*PROBLEM*
Find every line with the word "screenshot". Copy those lines.

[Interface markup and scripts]
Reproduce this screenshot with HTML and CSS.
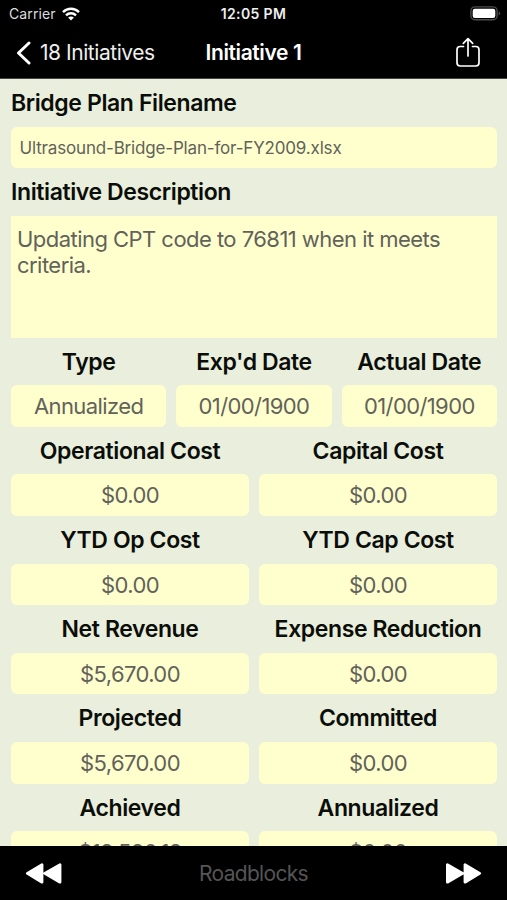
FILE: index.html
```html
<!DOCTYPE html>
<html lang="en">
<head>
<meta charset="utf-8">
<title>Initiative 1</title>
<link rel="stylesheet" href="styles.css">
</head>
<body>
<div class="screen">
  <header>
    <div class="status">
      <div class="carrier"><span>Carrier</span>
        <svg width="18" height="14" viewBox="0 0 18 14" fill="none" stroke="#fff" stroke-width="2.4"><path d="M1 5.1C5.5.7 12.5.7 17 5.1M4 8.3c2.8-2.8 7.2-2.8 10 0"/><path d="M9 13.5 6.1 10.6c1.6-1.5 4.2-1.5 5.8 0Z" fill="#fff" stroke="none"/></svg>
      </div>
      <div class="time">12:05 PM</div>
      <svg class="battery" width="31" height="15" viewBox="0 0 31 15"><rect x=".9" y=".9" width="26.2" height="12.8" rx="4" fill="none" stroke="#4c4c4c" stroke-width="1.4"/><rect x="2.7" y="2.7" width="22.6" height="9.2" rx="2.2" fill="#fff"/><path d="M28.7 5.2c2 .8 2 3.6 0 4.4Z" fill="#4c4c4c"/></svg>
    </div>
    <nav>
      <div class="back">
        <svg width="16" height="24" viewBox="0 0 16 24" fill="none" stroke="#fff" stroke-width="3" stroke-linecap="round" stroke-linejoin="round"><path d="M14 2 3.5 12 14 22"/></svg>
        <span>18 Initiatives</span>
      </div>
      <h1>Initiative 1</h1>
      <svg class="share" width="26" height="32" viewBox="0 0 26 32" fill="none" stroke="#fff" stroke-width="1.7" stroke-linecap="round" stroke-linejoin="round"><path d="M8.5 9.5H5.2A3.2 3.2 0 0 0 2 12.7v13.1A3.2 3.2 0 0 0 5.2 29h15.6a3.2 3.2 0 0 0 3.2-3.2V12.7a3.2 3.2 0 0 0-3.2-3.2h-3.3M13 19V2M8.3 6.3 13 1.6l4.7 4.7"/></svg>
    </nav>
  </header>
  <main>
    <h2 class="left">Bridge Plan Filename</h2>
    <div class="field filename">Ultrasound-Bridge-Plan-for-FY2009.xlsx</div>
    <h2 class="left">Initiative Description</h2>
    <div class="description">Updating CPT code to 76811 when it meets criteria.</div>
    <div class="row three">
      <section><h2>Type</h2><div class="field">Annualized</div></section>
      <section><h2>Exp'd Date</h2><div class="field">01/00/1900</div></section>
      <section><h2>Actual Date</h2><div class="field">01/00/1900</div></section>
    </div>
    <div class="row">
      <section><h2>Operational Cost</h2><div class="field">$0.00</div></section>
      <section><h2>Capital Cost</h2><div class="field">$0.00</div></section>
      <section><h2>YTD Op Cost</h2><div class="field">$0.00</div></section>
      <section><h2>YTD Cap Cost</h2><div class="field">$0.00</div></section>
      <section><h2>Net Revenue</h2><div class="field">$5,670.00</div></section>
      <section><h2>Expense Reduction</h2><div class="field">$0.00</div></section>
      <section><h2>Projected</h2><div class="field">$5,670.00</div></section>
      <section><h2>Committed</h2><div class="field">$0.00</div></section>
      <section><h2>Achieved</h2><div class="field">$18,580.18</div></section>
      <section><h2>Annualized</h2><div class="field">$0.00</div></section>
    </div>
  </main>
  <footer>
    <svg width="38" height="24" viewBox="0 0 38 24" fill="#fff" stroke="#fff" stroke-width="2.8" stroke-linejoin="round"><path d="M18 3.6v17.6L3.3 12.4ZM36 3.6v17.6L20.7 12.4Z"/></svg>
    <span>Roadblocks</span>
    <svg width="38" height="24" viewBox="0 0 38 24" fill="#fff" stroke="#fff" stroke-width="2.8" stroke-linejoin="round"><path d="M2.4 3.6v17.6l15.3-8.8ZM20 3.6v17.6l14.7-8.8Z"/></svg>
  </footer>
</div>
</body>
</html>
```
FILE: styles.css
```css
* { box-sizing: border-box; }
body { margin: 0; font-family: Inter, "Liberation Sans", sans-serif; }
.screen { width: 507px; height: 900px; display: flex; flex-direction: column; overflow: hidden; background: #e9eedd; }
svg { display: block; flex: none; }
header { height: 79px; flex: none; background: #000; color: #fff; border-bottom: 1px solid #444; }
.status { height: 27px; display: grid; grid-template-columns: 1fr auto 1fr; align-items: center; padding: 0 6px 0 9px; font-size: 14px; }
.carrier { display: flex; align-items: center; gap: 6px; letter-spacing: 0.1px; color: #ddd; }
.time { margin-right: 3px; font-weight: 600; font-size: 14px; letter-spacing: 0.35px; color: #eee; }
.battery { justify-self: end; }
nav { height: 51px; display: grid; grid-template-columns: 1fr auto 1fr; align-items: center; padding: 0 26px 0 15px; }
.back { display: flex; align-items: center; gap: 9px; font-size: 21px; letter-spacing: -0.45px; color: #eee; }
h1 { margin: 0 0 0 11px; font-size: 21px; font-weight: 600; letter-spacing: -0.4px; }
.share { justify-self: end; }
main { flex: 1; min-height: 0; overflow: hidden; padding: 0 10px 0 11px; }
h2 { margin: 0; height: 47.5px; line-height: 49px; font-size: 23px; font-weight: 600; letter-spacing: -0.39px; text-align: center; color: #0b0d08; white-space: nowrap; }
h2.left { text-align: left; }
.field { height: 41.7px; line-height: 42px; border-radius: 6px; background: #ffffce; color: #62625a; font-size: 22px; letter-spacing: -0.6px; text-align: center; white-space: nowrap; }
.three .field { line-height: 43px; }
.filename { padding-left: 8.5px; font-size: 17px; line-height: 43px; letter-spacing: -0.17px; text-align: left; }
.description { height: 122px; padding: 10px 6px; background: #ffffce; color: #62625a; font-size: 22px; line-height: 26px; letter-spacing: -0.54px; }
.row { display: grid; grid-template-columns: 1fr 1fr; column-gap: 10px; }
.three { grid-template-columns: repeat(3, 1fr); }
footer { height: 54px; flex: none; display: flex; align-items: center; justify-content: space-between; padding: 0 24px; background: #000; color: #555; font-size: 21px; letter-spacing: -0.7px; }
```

--

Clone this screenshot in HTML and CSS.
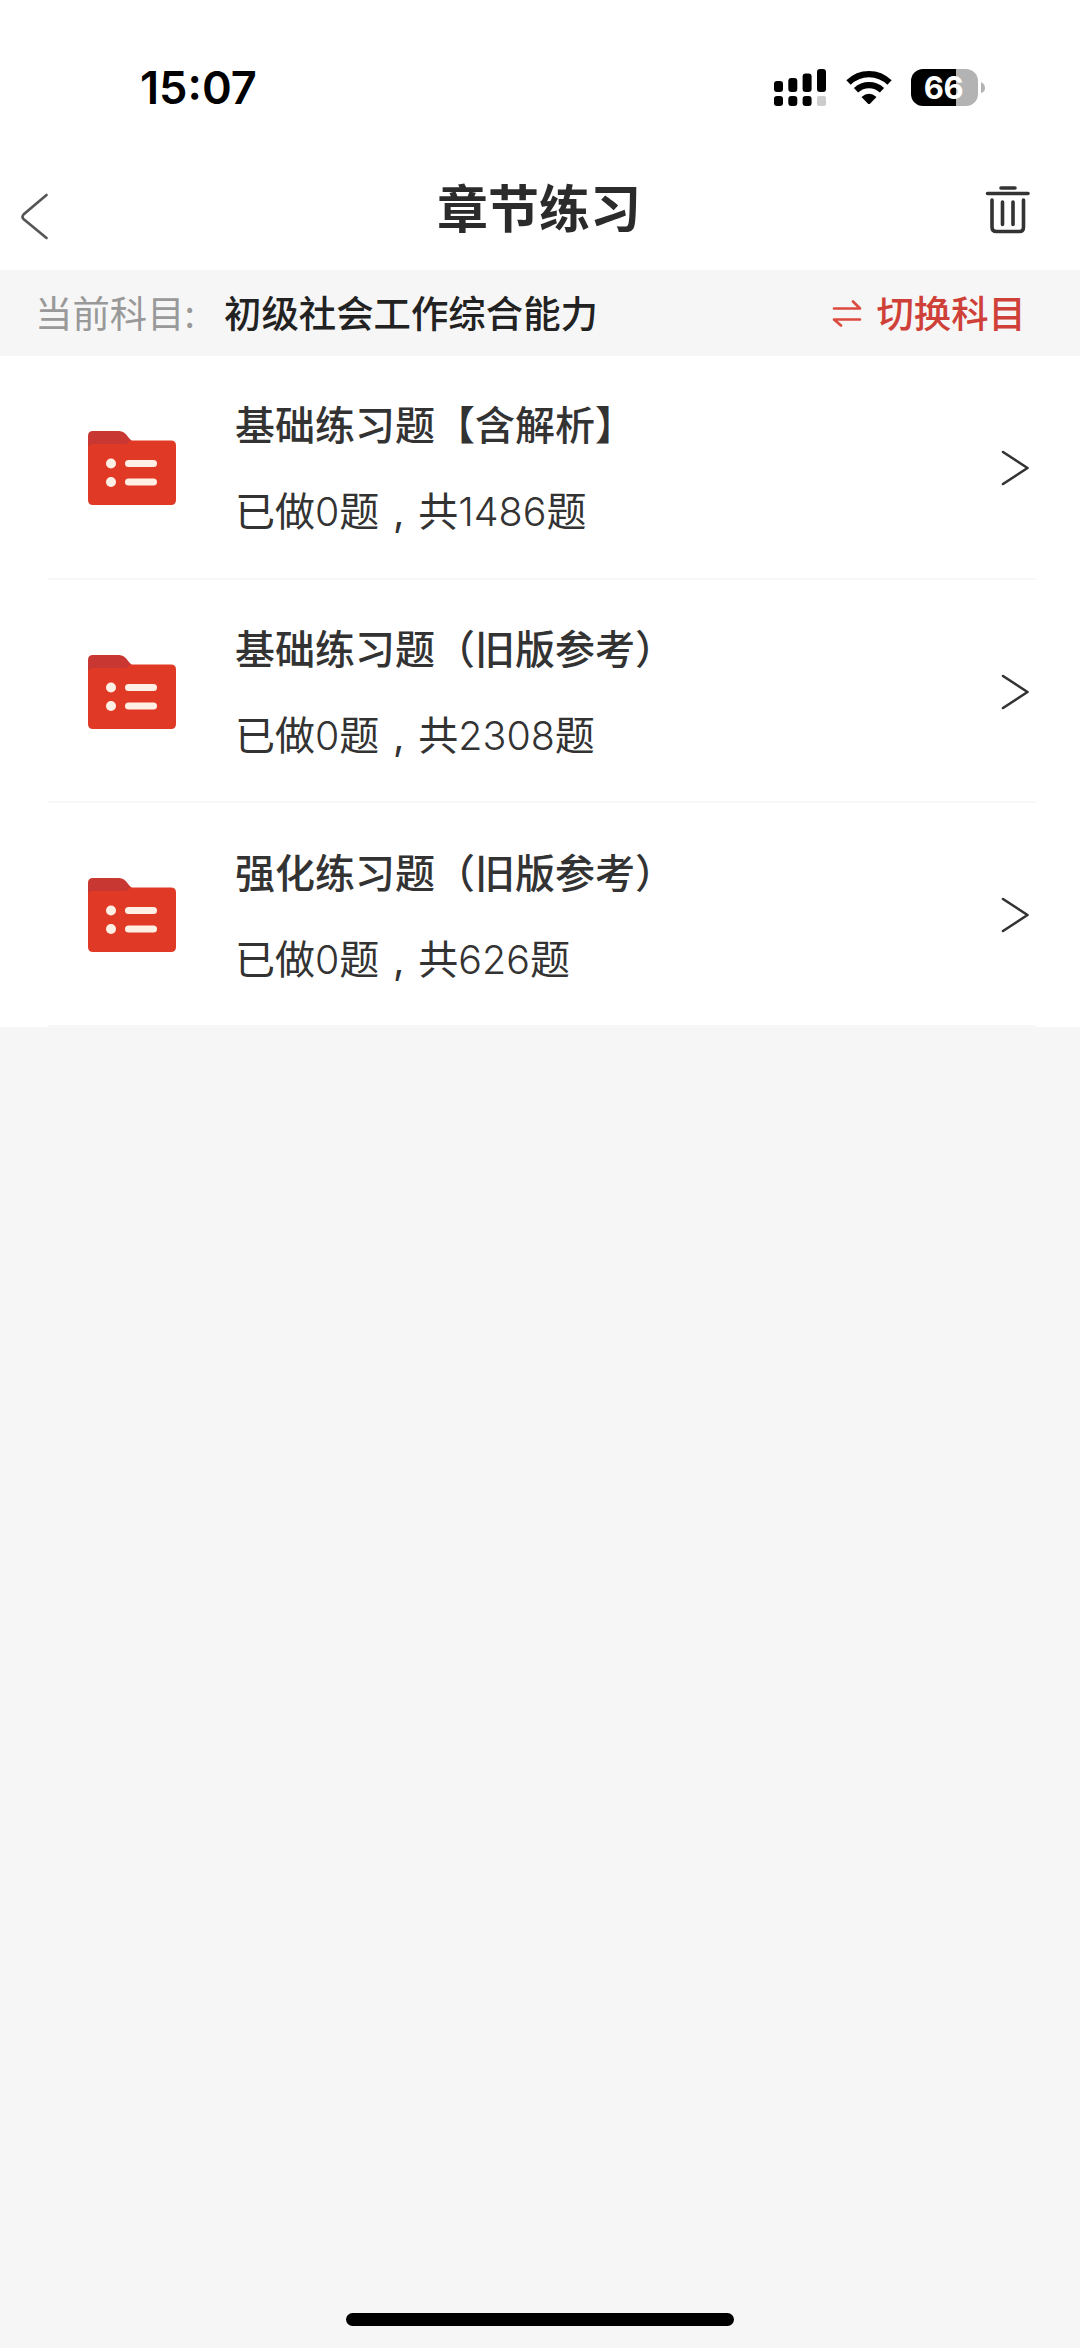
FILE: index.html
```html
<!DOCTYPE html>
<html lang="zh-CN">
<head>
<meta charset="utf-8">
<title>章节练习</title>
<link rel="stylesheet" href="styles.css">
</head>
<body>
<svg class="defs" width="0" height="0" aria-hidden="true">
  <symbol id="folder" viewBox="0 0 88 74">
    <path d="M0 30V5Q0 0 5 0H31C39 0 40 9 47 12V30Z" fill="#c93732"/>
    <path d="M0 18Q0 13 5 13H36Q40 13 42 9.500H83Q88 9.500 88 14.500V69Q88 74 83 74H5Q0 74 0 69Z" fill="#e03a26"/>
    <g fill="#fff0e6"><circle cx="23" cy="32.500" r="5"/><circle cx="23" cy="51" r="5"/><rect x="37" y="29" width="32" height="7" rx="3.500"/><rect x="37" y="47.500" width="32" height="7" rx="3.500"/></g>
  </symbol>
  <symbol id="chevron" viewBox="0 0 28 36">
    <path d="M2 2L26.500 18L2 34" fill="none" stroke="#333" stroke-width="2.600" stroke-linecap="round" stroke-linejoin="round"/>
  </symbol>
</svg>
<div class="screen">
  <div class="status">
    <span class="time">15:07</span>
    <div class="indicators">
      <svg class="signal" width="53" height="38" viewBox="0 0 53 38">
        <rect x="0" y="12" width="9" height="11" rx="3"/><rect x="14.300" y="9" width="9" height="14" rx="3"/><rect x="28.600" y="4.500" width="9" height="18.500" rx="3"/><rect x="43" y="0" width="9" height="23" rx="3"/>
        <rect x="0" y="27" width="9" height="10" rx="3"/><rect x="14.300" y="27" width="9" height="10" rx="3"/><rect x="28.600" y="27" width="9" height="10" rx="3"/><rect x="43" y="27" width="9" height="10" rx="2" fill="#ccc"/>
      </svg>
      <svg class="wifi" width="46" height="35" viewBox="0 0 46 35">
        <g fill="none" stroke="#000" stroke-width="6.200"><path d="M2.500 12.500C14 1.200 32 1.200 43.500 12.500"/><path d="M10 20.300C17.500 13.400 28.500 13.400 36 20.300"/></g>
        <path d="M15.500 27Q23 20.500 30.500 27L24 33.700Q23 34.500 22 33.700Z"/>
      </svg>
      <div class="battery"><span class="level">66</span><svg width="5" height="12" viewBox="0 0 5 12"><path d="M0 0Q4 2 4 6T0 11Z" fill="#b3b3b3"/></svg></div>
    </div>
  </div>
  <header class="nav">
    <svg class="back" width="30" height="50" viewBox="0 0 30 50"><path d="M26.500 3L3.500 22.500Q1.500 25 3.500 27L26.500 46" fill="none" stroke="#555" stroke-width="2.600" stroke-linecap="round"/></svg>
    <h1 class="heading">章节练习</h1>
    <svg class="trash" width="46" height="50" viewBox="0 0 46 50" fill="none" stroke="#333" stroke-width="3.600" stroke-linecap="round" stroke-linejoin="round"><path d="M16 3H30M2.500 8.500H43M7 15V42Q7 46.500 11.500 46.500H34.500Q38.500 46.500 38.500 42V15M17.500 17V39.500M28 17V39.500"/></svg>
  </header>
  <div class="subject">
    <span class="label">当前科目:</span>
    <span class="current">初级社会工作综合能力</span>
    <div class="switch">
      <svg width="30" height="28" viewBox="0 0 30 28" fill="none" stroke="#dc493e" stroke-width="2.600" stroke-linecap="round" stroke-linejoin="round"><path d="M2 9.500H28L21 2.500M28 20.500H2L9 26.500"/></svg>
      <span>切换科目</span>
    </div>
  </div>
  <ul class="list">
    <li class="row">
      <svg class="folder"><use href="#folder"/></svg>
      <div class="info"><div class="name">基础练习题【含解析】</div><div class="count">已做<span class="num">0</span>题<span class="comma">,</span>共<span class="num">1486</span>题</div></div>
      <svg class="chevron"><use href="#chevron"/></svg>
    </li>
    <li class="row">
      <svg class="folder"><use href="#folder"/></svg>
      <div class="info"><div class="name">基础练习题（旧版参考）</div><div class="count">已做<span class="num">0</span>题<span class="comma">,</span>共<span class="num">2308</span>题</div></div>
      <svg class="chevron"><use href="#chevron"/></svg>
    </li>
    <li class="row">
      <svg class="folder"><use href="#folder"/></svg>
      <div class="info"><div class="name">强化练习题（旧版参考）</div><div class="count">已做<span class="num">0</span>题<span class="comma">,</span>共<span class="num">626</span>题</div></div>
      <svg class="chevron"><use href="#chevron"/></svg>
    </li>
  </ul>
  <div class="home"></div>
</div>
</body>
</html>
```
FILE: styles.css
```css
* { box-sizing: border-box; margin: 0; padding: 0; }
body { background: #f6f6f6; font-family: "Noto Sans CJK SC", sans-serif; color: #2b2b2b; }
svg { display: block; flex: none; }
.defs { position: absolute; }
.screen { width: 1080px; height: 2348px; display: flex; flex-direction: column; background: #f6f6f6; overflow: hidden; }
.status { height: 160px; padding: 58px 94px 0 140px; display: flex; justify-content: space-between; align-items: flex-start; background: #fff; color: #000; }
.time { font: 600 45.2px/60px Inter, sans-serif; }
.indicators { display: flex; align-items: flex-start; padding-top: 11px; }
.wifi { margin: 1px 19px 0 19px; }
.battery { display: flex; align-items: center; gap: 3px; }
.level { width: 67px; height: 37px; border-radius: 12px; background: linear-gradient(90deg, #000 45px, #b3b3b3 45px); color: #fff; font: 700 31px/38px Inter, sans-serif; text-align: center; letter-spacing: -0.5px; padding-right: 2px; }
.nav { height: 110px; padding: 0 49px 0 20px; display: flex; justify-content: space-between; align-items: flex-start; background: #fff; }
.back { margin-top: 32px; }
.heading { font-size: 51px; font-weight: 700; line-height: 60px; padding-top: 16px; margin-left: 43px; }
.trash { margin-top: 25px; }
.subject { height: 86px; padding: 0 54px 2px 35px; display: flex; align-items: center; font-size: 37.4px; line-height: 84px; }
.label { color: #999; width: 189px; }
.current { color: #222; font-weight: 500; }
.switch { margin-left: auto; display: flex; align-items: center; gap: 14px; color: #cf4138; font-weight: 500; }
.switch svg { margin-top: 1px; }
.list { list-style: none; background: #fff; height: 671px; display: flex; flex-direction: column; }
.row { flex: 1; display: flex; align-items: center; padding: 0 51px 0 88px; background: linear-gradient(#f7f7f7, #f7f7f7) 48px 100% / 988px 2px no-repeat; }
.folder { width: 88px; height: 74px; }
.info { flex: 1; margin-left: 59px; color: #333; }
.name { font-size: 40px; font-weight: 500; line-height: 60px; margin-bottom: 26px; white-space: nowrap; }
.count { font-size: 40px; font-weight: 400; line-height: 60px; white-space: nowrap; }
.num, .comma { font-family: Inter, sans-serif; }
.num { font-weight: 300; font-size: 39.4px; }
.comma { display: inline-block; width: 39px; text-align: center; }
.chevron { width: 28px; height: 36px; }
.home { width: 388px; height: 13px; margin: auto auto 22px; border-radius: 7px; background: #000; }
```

*EXERCISE SOLUTION*
Reproduce this screenshot with HTML and CSS.
Clone this screenshot in HTML and CSS.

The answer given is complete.